The tufted coquette (Lophornis ornatus) is a tiny hummingbird that breeds in eastern Venezuela, Trinidad, Guiana, and northern Brazil. It is an uncommon but widespread species, and appears to be a local or seasonal migrant, although its movements are not well understood.

This small bird inhabits open country, gardens, and cultivated areas.

==Taxonomy==
The tufted coquette was described by the French polymath Georges-Louis Leclerc, Comte de Buffon in 1781 in his Histoire Naturelle des Oiseaux. The bird was also illustrated in a hand-coloured plate engraved by François-Nicolas Martinet in the Planches Enluminées D'Histoire Naturelle which was produced under the supervision of Edme-Louis Daubenton to accompany Buffon's text. Neither the plate caption nor Buffon's description included a scientific name but in 1783 the Dutch naturalist Pieter Boddaert coined the binomial name Trochilus ornatus in his catalogue of the Planches Enluminées. The type locality is Cayenne in French Guiana. The tufted coquette is now placed in the genus Lophornis that was introduced by the French naturalist René Lesson in 1829. The species is monotypic. The generic name combines the Ancient Greek lophos meaning "crest" or "tuft" with ornis meaning "bird". The specific epithet ornatus is Latin for "ornate" or "adorned".

==Description==
The tufted coquette is 6.6 cm long and weighs 2.3 g. The black-tipped red bill is short and straight. The male has a rufous head crest and a coppery green back with a whitish rump band that is prominent in flight. The forehead and underparts are green, and black-spotted rufous plumes project from the neck sides. The tail is golden rufous. The female lacks the crest and plumes. She has green upperparts (dorsal), except for the whitish tail band, and rufous underparts (ventral) that become much paler on the belly. The tail is mostly bronze green with a dusky band and whitish tips to the feathers. Immature males resemble the female, but their throats are whitish with fine dark spotting.

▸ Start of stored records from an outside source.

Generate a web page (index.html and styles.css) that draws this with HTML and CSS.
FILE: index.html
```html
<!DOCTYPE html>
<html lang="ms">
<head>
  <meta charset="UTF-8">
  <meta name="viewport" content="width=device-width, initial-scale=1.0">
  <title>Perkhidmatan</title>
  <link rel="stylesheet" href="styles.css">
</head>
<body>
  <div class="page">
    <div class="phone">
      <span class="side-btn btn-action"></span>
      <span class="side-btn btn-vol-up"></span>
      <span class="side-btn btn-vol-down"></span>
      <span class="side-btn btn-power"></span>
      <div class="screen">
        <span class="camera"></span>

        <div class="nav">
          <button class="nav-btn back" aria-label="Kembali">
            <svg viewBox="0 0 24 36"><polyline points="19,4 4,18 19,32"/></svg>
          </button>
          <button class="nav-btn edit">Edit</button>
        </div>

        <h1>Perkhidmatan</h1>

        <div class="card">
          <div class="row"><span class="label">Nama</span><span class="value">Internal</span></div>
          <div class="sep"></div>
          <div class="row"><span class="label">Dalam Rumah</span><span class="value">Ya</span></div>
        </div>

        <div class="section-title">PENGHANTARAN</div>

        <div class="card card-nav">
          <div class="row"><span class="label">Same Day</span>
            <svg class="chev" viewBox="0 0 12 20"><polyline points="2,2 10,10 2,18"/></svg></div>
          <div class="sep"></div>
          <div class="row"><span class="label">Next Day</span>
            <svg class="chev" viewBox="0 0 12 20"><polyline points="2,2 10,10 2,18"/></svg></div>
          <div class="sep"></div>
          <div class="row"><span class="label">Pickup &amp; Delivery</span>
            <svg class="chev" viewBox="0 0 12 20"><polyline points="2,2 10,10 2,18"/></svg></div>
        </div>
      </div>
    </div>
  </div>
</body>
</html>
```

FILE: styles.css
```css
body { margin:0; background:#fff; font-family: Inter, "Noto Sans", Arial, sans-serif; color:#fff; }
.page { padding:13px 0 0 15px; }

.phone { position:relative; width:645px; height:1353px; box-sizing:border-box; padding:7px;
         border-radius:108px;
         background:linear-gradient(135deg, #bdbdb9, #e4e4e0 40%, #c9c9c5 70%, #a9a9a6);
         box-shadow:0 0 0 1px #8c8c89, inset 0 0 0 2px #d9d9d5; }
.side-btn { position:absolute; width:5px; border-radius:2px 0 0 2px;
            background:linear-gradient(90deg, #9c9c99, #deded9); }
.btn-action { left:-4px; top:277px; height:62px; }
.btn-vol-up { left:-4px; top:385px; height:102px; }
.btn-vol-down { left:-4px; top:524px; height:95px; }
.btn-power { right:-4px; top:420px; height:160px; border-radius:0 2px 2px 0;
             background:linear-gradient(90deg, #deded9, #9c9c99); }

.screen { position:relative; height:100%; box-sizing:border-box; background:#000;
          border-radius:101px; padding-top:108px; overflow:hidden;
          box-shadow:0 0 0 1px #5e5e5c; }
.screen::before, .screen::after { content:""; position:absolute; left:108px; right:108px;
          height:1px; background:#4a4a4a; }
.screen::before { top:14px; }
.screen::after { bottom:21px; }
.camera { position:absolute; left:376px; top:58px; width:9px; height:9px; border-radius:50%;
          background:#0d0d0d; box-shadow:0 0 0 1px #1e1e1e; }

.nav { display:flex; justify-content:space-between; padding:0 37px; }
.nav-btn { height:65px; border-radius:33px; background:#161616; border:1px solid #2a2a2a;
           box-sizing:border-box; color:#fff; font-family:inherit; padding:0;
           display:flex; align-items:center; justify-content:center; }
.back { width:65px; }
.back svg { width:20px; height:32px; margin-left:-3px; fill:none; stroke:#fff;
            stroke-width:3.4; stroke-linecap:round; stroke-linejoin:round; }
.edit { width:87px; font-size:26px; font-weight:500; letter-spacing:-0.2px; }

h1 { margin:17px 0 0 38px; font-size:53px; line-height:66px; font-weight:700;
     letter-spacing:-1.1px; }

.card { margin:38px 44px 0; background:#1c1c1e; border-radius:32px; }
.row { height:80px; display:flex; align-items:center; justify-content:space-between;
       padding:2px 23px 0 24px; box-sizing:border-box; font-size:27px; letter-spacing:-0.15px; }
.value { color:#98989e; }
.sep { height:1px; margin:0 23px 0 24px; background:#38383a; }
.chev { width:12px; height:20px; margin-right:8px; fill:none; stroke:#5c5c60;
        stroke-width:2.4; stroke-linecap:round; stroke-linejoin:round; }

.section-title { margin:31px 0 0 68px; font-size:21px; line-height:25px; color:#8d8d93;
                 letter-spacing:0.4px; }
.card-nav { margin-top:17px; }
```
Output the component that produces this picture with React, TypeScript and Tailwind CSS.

The female tufted coquette lays two eggs in a small cup nest made of plant down and placed on a branch.

Tufted coquettes are tame and approachable. The call of this species while feeding is a light chik.

Their food is nectar, taken from a variety of flowers, and some small invertebrates. With their small size and steady flight, these birds often resemble a large bee as it moves from flower to flower.